Several years later, Attack of the clones hit the theaters. I went in with low expectations, very low... I came out disappointed. I came out with the certain knowledge that even if Episode III was the greatest film in the history of time, it couldn't redeem the previous 2. Had TPM just been a single mis-step, and AOTC had made up for it, the PT would be salvageable. As it stands now, the PT as they exist today, are not a part of my "Personal Cannon".
We are less than 90 days away from the Premier of "Star Wars Episode III: A Very Big Explosion" and honestly, I'm dreading it. I think the best we can really hope for is some sweet space battles and some nice lightsaber duels.
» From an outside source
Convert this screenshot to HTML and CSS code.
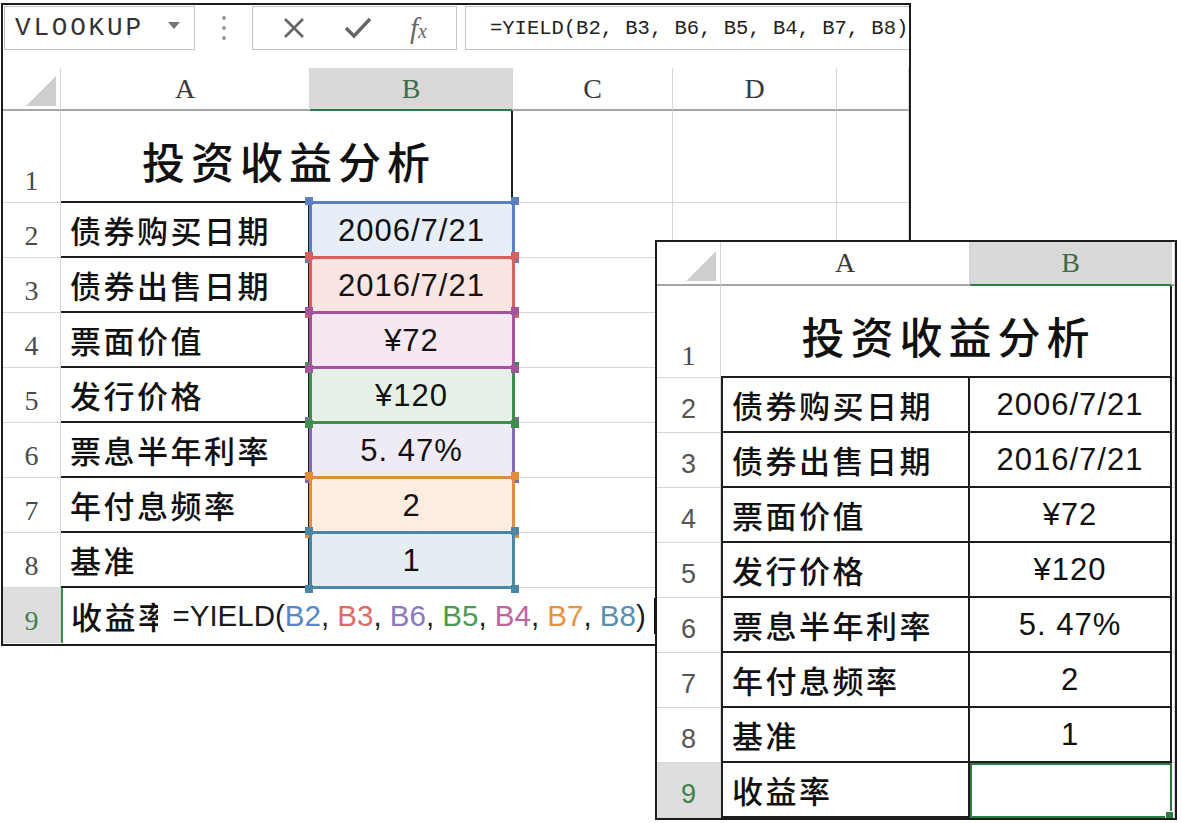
FILE: index.html
```html
<!DOCTYPE html>
<html lang="zh-CN">
<head>
  <meta charset="UTF-8" />
  <title>投资收益分析 - YIELD</title>
  <link rel="stylesheet" href="styles.css">
</head>
<body>
<div class="desk">

  <div class="win win-left">
    <div class="fbar">
      <div class="namebox">
        <span>VLOOKUP</span>
        <svg class="drop" width="12" height="8" viewBox="0 0 12 8"><polygon points="0,0 12,0 6,7" fill="#777"/></svg>
      </div>
      <div class="dots">
        <svg width="6" height="26" viewBox="0 0 6 26"><circle cx="3" cy="3" r="2" fill="#9a9a9a"/><circle cx="3" cy="13" r="2" fill="#9a9a9a"/><circle cx="3" cy="23" r="2" fill="#9a9a9a"/></svg>
      </div>
      <div class="fbtns">
        <svg width="24" height="24" viewBox="0 0 24 24"><path d="M3 3 L21 21 M21 3 L3 21" stroke="#666" stroke-width="2.6" fill="none"/></svg>
        <svg width="28" height="24" viewBox="0 0 28 24"><path d="M2 12 L10 20 L26 3" stroke="#666" stroke-width="3.4" fill="none"/></svg>
        <span class="fx">f<small>x</small></span>
      </div>
      <div class="finput">=YIELD(B2, B3, B6, B5, B4, B7, B8)</div>
    </div>

    <div class="grid grid-left">
      <div class="corner"><svg width="30" height="30" viewBox="0 0 30 30"><polygon points="30,0 30,30 0,30" fill="#cfcfcf"/></svg></div>
      <div class="colhead">A</div>
      <div class="colhead sel">B</div>
      <div class="colhead">C</div>
      <div class="colhead">D</div>
      <div class="colhead"></div>

      <div class="rowhead">1</div>
      <div class="title">投资收益分析</div>
      <div></div><div></div><div></div>

      <div class="rowhead">2</div>
      <div class="lab">债券购买日期</div>
      <div class="val ref b2">2006/7/21</div>
      <div></div><div></div><div></div>

      <div class="rowhead">3</div>
      <div class="lab">债券出售日期</div>
      <div class="val ref b3">2016/7/21</div>
      <div></div><div></div><div></div>

      <div class="rowhead">4</div>
      <div class="lab">票面价值</div>
      <div class="val ref b4">¥72</div>
      <div></div><div></div><div></div>

      <div class="rowhead">5</div>
      <div class="lab">发行价格</div>
      <div class="val ref b5">¥120</div>
      <div></div><div></div><div></div>

      <div class="rowhead">6</div>
      <div class="lab">票息半年利率</div>
      <div class="val ref b6">5. 47%</div>
      <div></div><div></div><div></div>

      <div class="rowhead">7</div>
      <div class="lab">年付息频率</div>
      <div class="val ref b7">2</div>
      <div></div><div></div><div></div>

      <div class="rowhead">8</div>
      <div class="lab">基准</div>
      <div class="val ref b8">1</div>
      <div></div><div></div><div></div>

      <div class="rowhead active">9</div>
      <div class="edit">
        <span class="under">收益率</span>
        <span class="fml">=YIELD(<span class="c2">B2</span>, <span class="c3">B3</span>, <span class="c6">B6</span>, <span class="c5">B5</span>, <span class="c4">B4</span>, <span class="c7">B7</span>, <span class="c8">B8</span>)</span>
        <span class="cursor"></span>
      </div>
    </div>
  </div>

  <div class="win win-right">
    <div class="grid grid-right">
      <div class="corner"><svg width="30" height="30" viewBox="0 0 30 30"><polygon points="30,0 30,30 0,30" fill="#cfcfcf"/></svg></div>
      <div class="colhead">A</div>
      <div class="colhead sel">B</div>
      <div class="colhead"></div>

      <div class="rowhead">1</div>
      <div class="title">投资收益分析</div>
      <div></div>

      <div class="rowhead sans">2</div>
      <div class="lab">债券购买日期</div>
      <div class="val">2006/7/21</div>
      <div></div>

      <div class="rowhead sans">3</div>
      <div class="lab">债券出售日期</div>
      <div class="val">2016/7/21</div>
      <div></div>

      <div class="rowhead sans">4</div>
      <div class="lab">票面价值</div>
      <div class="val">¥72</div>
      <div></div>

      <div class="rowhead sans">5</div>
      <div class="lab">发行价格</div>
      <div class="val">¥120</div>
      <div></div>

      <div class="rowhead sans">6</div>
      <div class="lab">票息半年利率</div>
      <div class="val">5. 47%</div>
      <div></div>

      <div class="rowhead sans">7</div>
      <div class="lab">年付息频率</div>
      <div class="val">2</div>
      <div></div>

      <div class="rowhead sans">8</div>
      <div class="lab">基准</div>
      <div class="val">1</div>
      <div></div>

      <div class="rowhead sans active">9</div>
      <div class="lab">收益率</div>
      <div class="val current"></div>
      <div></div>
    </div>
  </div>

</div>
</body>
</html>
```

FILE: styles.css
```css
* { box-sizing: border-box; }

body {
  margin: 0;
  background: #fff;
  color: #111;
  font-family: "Noto Sans CJK SC", "Noto Sans", sans-serif;
}

.desk {
  position: relative;
  width: 1181px;
  height: 823px;
  overflow: hidden;
}

.win {
  border: 2px solid #1c1c1c;
  background: #fff;
  overflow: hidden;
}

.win-left {
  width: 910px;
  height: 643px;
  margin: 3px 0 0 1px;
}

.win-right {
  position: absolute;
  left: 655px;
  top: 240px;
  width: 522px;
  height: 580px;
  z-index: 10;
}

/* formula bar */
.fbar {
  display: flex;
  align-items: stretch;
  height: 45px;
  margin-bottom: 18px;
  padding-top: 1px;
}

.namebox {
  width: 191px;
  margin-left: 1px;
  border: 1px solid #c4c4c4;
  display: flex;
  align-items: center;
  justify-content: space-between;
  padding: 0 14px 0 10px;
  font-family: "Liberation Mono", monospace;
  font-size: 26px;
  letter-spacing: 2.8px;
  color: #333;
}

.namebox .drop { margin-bottom: 4px; }

.dots {
  width: 57px;
  display: flex;
  align-items: center;
  justify-content: center;
}

.fbtns {
  width: 205px;
  border: 1px solid #c4c4c4;
  display: flex;
  align-items: center;
  justify-content: space-around;
  padding: 0 10px;
}

.fx {
  font-family: "Liberation Serif", serif;
  font-style: italic;
  font-size: 29px;
  color: #666;
}

.fx small { font-size: 20px; }

.finput {
  flex: 1;
  margin-left: 8px;
  border: 1px solid #c4c4c4;
  border-right: none;
  display: flex;
  align-items: center;
  padding-left: 24px;
  font-family: "Liberation Mono", monospace;
  font-size: 20.5px;
  white-space: nowrap;
  color: #222;
}

/* grids */
.grid { display: grid; }

.grid-left {
  grid-template-columns: 58px 249px 203px 160px 164px 1fr;
  grid-template-rows: 43px 92px repeat(8, 55px);
}

.grid-right {
  grid-template-columns: 64px 249px 202px 1fr;
  grid-template-rows: 44px 92px repeat(8, 55px);
}

.grid > div {
  display: flex;
  align-items: center;
  border-right: 1px solid #d6d6d6;
  border-bottom: 1px solid #d6d6d6;
}

.grid > .corner {
  align-items: flex-end;
  justify-content: flex-end;
  padding: 0 4px 3px 0;
  border-bottom: 2px solid #a6a6a6;
}

.grid > .colhead {
  justify-content: center;
  font-family: "Liberation Serif", serif;
  font-size: 28px;
  color: #3a3a3a;
  border-bottom: 2px solid #a6a6a6;
}

.grid > .colhead.sel {
  background: #d9d9d9;
  color: #3f6c48;
  border-bottom: 2px solid #2f7b45;
}

.grid > .rowhead {
  justify-content: center;
  align-items: flex-end;
  padding-bottom: 5px;
  font-family: "Liberation Serif", serif;
  font-size: 28px;
  color: #4a4a4a;
}

.grid > .rowhead.sans {
  font-family: "Liberation Sans", sans-serif;
  font-size: 27px;
  color: #555;
  padding-bottom: 7px;
}

.grid > .rowhead.active {
  background: #dedede;
  color: #3f7f50;
}

.grid > .title {
  grid-column: span 2;
  justify-content: center;
  padding: 8px 0 0 6px;
  font-size: 43px;
  font-weight: 500;
  letter-spacing: 6px;
  border-right: 2px solid #1e1e1e;
  border-bottom: 2px solid #1e1e1e;
}

.grid > .lab {
  padding-left: 9px;
  font-size: 31px;
  font-weight: 500;
  letter-spacing: 2.5px;
  border-right: 2px solid #1e1e1e;
  border-bottom: 2px solid #1e1e1e;
}

.grid-right > .lab { box-shadow: inset 2px 0 0 #1e1e1e; padding-left: 11px; }

.grid > .val {
  justify-content: center;
  font-family: "Liberation Sans", sans-serif;
  font-size: 31px;
  letter-spacing: 1px;
  border-right: 2px solid #1e1e1e;
  border-bottom: 2px solid #1e1e1e;
}

.grid > .val.current {
  position: relative;
  border: 2px solid #2f7b45;
}

.val.current::after {
  content: "";
  position: absolute;
  right: -4px;
  bottom: -4px;
  width: 7px;
  height: 7px;
  background: #2f7b45;
  border: 1px solid #fff;
}

/* coloured reference boxes */
.grid > .ref {
  position: relative;
  background: var(--fill);
  border: none;
}

.ref::before {
  content: "";
  position: absolute;
  top: -2px;
  left: -1px;
  right: -2px;
  bottom: -1px;
  border: 3px solid var(--c);
}

.ref::after {
  content: "";
  position: absolute;
  top: -6px;
  left: -5px;
  right: -6px;
  bottom: -5px;
  background:
    linear-gradient(var(--c), var(--c)) left top / 8px 8px no-repeat,
    linear-gradient(var(--c), var(--c)) right top / 8px 8px no-repeat,
    linear-gradient(var(--c), var(--c)) left bottom / 8px 8px no-repeat,
    linear-gradient(var(--c), var(--c)) right bottom / 8px 8px no-repeat;
}

.b2 { --c: #5b80c2; --fill: #e8eef8; z-index: 1; }
.b3 { --c: #d9605e; --fill: #fbe5e3; z-index: 2; }
.b4 { --c: #a2549c; --fill: #f6e8f3; z-index: 5; }
.b5 { --c: #3f8e4d; --fill: #e5f1e6; z-index: 4; }
.b6 { --c: #7e6db2; --fill: #eeeaf6; z-index: 3; }
.b7 { --c: #e38c3e; --fill: #fcede0; z-index: 4; }
.b8 { --c: #4c86a5; --fill: #e4edf2; z-index: 5; }

/* cell being edited: the typed formula sits over the label */
.grid > .edit {
  grid-column: span 5;
  border: none;
  border-left: 2px solid #3b8a50;
  padding-left: 8px;
  white-space: nowrap;
}

.edit .under {
  font-size: 31px;
  font-weight: 500;
  letter-spacing: 2.5px;
}

.edit .fml {
  position: relative;
  margin-left: -14px;
  padding-left: 15px;
  background: #fff;
  font-family: "Liberation Sans", sans-serif;
  font-size: 29.5px;
  color: #1a1a1a;
}

.edit .cursor {
  width: 2px;
  height: 36px;
  margin-left: 8px;
  background: #111;
}

.c2 { color: #5b87c6; }
.c3 { color: #e06a66; }
.c6 { color: #8a78c0; }
.c5 { color: #4a9a55; }
.c4 { color: #c0649f; }
.c7 { color: #e8923e; }
.c8 { color: #5a8fb0; }
```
I hope I'm wrong, but my understanding of what's in store for us leads me to believe these films are gonna blow somethin' fierce. And not in that awesome way that those particularly friendly ladies do, but in that nasty way that destructive windstorms and flatulent geriatrics do.
subrosa:
Pretty much the only reason I'm looking forward to Ep. III is to see Obi Wan beat the holy hell out of Hayden Christiansen. He was SO F'N BAD in Ep. II... all I could think while watching it was that I couldn't wait to see him get the shit kicked out of him and left for dead.